那一年我十岁,在大山深处的乡村小学读二年级。她高中毕业来学校做了民办教师,带两个复式班的课,教语文,教数学,教体育,也教音乐美术。二年级同四年级一起上课,课堂时间一分为二,一个班上课,另一个班自习,如此周而复始。我因瞟学了一些四年级知识,颇得她偏爱,在衣着褴褛被同学嘲笑,在父亲拒绝交纳学杂费面临辍学,在无心碰撞了校长儿子被彪悍的校长夫人堵在操场时,她总是及时出现将我护在身侧。这样的时候,她常同我说:“人瘦春衫寒,你要快点壮实起来。”我似懂非懂,只隐隐感到莫名温暖。就如后来,她去了遥远的北方城市不复相见,我仍能于风雪中感知她留下的“梅花讯”般。如今想来,她那时也不过一个高中生罢了,这份师心或竟是天成吧?
她授课极是有趣。教我们识别窗外的新蝉寒蝉之音,观察田里水稻稗草之异同,分辨山野春桃红梅之花容,然后写成句子或作文。带我们折了河边苇秆做算术小棒,收集各样叶子做成书签,还喜欢折了桃花、栀子、腊梅用搪瓷缸子养在教室里,有时还挑上几朵别在自己和女生的发辫上。若落了雪,雪后初霁,操场便成了游乐场。放学后,她带我们在操场上清扫落雪,合力堆起一个大大的雪人,寻了稻草做成衣裙,火棘粘成朱唇,苞谷壳绺出卷发,谓之玉美人。若逢操场墙外腊梅盛开,便折了细枝权作花簪,那雪人亭亭玉立于冬阳余晖里,恍若肌雪生香。

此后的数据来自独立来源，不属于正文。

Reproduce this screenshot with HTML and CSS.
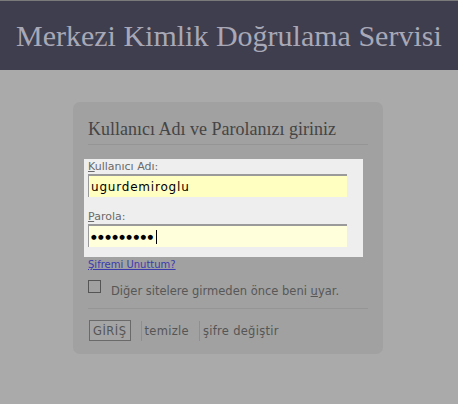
FILE: index.html
```html
<!DOCTYPE html>
<html lang="tr">
  <head>
    <meta charset="utf-8" />
    <title>Merkezi Kimlik Doğrulama Servisi</title>
    <link rel="stylesheet" href="styles.css">
  </head>
  <body>
    <div class="header">
      <h1>Merkezi Kimlik Doğrulama Servisi</h1>
    </div>
    <div class="main">
      <form class="login-box">
        <h2>Kullanıcı Adı ve Parolanızı giriniz</h2>
        <div class="fields">
          <label for="username"><u>K</u>ullanıcı Adı:</label>
          <input id="username" class="user" type="text" value="ugurdemiroglu" />
          <label for="password"><u>P</u>arola:</label>
          <div class="pass"><span class="dots">&#9679;&#9679;&#9679;&#9679;&#9679;&#9679;&#9679;&#9679;&#9679;</span><span class="caret"></span></div>
        </div>
        <a class="forgot" href="#">Şifremi Unuttum?</a>
        <div class="warn">
          <span class="check"></span>
          <span>Diğer sitelere girmeden önce beni <u>u</u>yar.</span>
        </div>
        <div class="actions">
          <button type="button" class="submit">GİRİŞ</button>
          <span class="sep"></span>
          <span class="act">temizle</span>
          <span class="sep"></span>
          <span class="act">şifre değiştir</span>
        </div>
      </form>
    </div>
  </body>
</html>
```

FILE: styles.css
```css
body {
  margin: 0;
  background: #aaaaaa;
  font-family: "DejaVu Sans", Verdana, sans-serif;
}

.header {
  border-top: 1px solid #7a7a7a;
  background: #3f3e4e;
  height: 69px;
}

h1 {
  margin: 0;
  padding: 18px 0 0 16px;
  font-family: "Liberation Serif", Georgia, serif;
  font-weight: normal;
  font-size: 30px;
  color: #a8a8b6;
  white-space: nowrap;
}

.main {
  padding: 32px 0 0 73px;
}

.login-box {
  width: 310px;
  height: 252px;
  box-sizing: border-box;
  background: #a1a1a1;
  border-radius: 7px;
  padding: 17px 15px 0 11px;
}

h2 {
  margin: 0 0 14px 4px;
  padding-bottom: 4px;
  border-bottom: 1px solid #959595;
  font-family: "Liberation Serif", Georgia, serif;
  font-weight: normal;
  font-size: 18px;
  color: #454545;
}

.fields {
  width: 279px;
  height: 98px;
  box-sizing: border-box;
  background: #eeeeee;
  padding: 1px 0 0 4px;
  font-size: 11px;
}

.fields label {
  display: block;
  color: #6a6a6a;
  height: 14px;
}

.fields input,
.pass {
  display: block;
  box-sizing: border-box;
  width: 259px;
  height: 23px;
  margin: 0 0 13px 0;
  border: 0;
  border-top: 2px solid #9a9a9a;
  border-left: 1px solid #9a9a9a;
  padding: 0 0 0 2px;
  font-family: "DejaVu Sans", Verdana, sans-serif;
  font-size: 12px;
  letter-spacing: 0.8px;
  color: #000;
}

.fields input.user {
  background: #ffffc2;
}

.pass {
  background: #ffffdc;
  display: flex;
  align-items: center;
  font-size: 6.5px;
  letter-spacing: 1.4px;
}

.caret {
  width: 1px;
  height: 14px;
  margin-left: 1px;
  background: #000;
}

.forgot {
  display: block;
  margin: 2px 0 0 4px;
  font-size: 10px;
  color: #3b3bae;
}

.warn {
  display: flex;
  align-items: flex-start;
  margin: 10px 0 0 4px;
  padding-bottom: 10px;
  border-bottom: 1px solid #959595;
  font-size: 11.5px;
  color: #575757;
}

.check {
  width: 11px;
  height: 11px;
  border: 1px solid #555555;
  margin-right: 10px;
}

.warn span:last-child {
  margin-top: 4px;
}

.actions {
  display: flex;
  align-items: center;
  margin: 11px 0 0 5px;
  font-size: 11.5px;
  color: #555555;
}

.submit {
  background: #a5a5a5;
  border: 1px solid #6a6a6a;
  font-family: "DejaVu Sans", Verdana, sans-serif;
  font-size: 11.5px;
  color: #555555;
  padding: 2px 3px;
  height: 21px;
  letter-spacing: 0.5px;
}

.sep {
  width: 1px;
  height: 20px;
  background: #8f8f8f;
  margin: 0 3px 0 10px;
}

.act {
  letter-spacing: 0.3px;
}
```
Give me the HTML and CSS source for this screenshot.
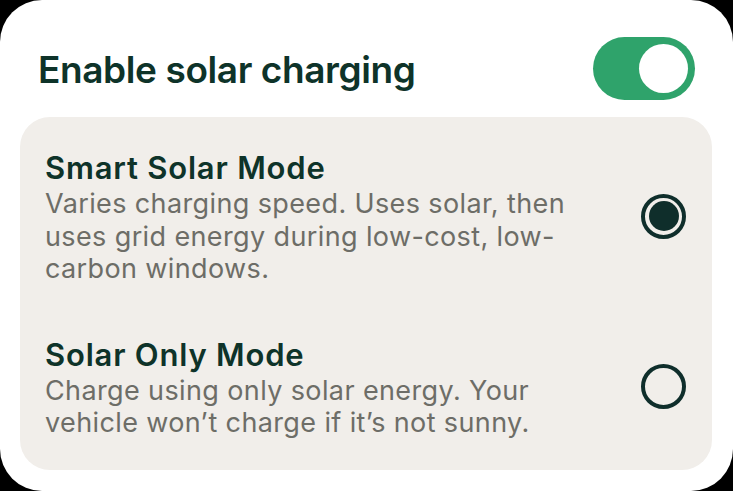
FILE: index.html
```html
<!DOCTYPE html>
<html>
<head>
<meta charset="utf-8">
<link rel="stylesheet" href="styles.css">
</head>
<body>
<div class="card">
  <div class="header">
    <h1 class="title">Enable solar charging</h1>
    <div class="toggle"><div class="knob"></div></div>
  </div>
  <div class="panel">
    <div class="option">
      <div class="text">
        <div class="opt-title">Smart Solar Mode</div>
        <div class="opt-desc">Varies charging speed. Uses solar, then<br>uses grid energy during low-cost, low-<br>carbon windows.</div>
      </div>
      <div class="radio checked"><div class="dot"></div></div>
    </div>
    <div class="option">
      <div class="text">
        <div class="opt-title">Solar Only Mode</div>
        <div class="opt-desc">Charge using only solar energy. Your<br>vehicle won’t charge if it’s not sunny.</div>
      </div>
      <div class="radio"></div>
    </div>
  </div>
</div>
</body>
</html>
```
FILE: styles.css
```css
html, body {
  margin: 0;
  padding: 0;
  background: #000;
}
body {
  width: 733px;
  height: 491px;
  overflow: hidden;
  font-family: Inter, "Noto Sans", sans-serif;
}
.card {
  width: 733px;
  height: 491px;
  background: #fff;
  border-radius: 42px;
  box-sizing: border-box;
  padding: 37px 21px 0 20px;
}
.header {
  display: flex;
  align-items: center;
  justify-content: space-between;
  padding: 0 17px 0 18px;
  height: 63px;
}
.title {
  margin: 0;
  font-size: 37px;
  font-weight: 600;
  color: #0e3329;
  letter-spacing: -0.4px;
  line-height: 46px;
  padding-top: 2px;
}
.toggle {
  width: 102px;
  height: 63px;
  border-radius: 32px;
  background: #2fa36b;
  display: flex;
  align-items: center;
  justify-content: flex-end;
  padding-right: 7px;
  box-sizing: border-box;
}
.knob {
  width: 49px;
  height: 49px;
  border-radius: 50%;
  background: #fff;
}
.panel {
  margin-top: 17px;
  height: 353px;
  background: #f1eeea;
  border-radius: 30px;
  box-sizing: border-box;
  padding: 34px 26px 0 25px;
  display: flex;
  flex-direction: column;
  gap: 52px;
}
.option {
  display: flex;
  align-items: center;
  justify-content: space-between;
}
.text {
  flex: 1;
  white-space: nowrap;
}
.opt-title {
  font-size: 31px;
  font-weight: 600;
  color: #0e3329;
  line-height: 34px;
  letter-spacing: 0.8px;
}
.opt-desc {
  margin-top: 3px;
  font-size: 27px;
  line-height: 32.5px;
  letter-spacing: 0.38px;
  color: #6d6d67;
}
.radio {
  width: 45px;
  height: 45px;
  margin-bottom: 4px;
  border-radius: 50%;
  border: 4px solid #0f2e2b;
  box-sizing: border-box;
  display: flex;
  align-items: center;
  justify-content: center;
  flex-shrink: 0;
}
.dot {
  width: 30px;
  height: 30px;
  border-radius: 50%;
  background: #0f2e2b;
}
```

同学们都很喜欢她,我对她更是格外依恋,常折了山野花偷偷放到她的宿舍里。我喜欢她身上那股淡淡的花香,香气同她明媚的笑颜都令我分外心安。
她离开学校的那个寒假,天特别冷!整个冬天好像都在下雪。放假当日,发过成绩单,她笑盈盈地说,她要去未婚夫部队所在的北方城市工作了,嘱咐我们好好学习,然后给大家分发小礼物。许多同学抽噎起来,用衣袖抹着鼻涕的样子十分难看!我扭头看着窗外漫天飞雪默然不语。她把卡片放到我手中,摸摸我的头,指着操场外那一大片腊梅花,温声说:“雪送梅花讯,那是春天的口信呢!”我固执地拧着脖子不理她,不想听她说话,也不想看她行将远去的背影。
这张卡片自此一直夹在我的课本里,真正读懂却是在另一个漫长的雪夜。
自打入学,几乎每一学期我都面临辍学可能,全凭倔强性子和任课老师庇护没有失学。三年级后,我被亲戚家领养,转学到了乡中心小学。学校离家四五里地,放学时间总有干不完的活计,打猪草、揽叶子、洗碗洒扫、砸碳烧炉子,干一些力所能及的地里活,鲜有时间用于学习。每日匆匆忙忙,常困乏得睡不醒,有时活计做得也不尽如人意,不免受罚。有一年雪天,水实在太冷了,我去河边洗东西偷了懒,被罚不许进屋,整宿坐在檐下的门墩上。雪时大时小,风从脖子钻进棉衣,凛冽刺骨。枯坐至夜深混沌睡去,恍惚走入一片茫茫雪地,四野亮白一色,她站在一树嫣红轻透的梅花下冲我招手,仰头说:“看,轻雪压梅,朵朵都是春天的信使呢!”我迷迷糊糊醒来,月色下的村庄万籁俱寂,莹白如玉,冷香习习。一时只觉天地大美,隐隐就嗅到了“梅花讯”,出尘生香,端妍含春。搓搓早已麻木得没了知觉的手脚,起身蹲在院前雪地,捧了积雪使劲揉搓手脸,直至周身都暖和起来。
后来,读余光中先生的《绝色》,中有“若逢新雪初霁,满月当空,下面平铺着皓影,上面流转着亮银,而你带笑地向我步来,月色与雪色之间,你是第三种绝色。”十分倾心!每逢落雪诵读,总会想起那“玉美人”,想起那个雪夜,想起她,遥寄清客传讯:天寒露重,望君珍重!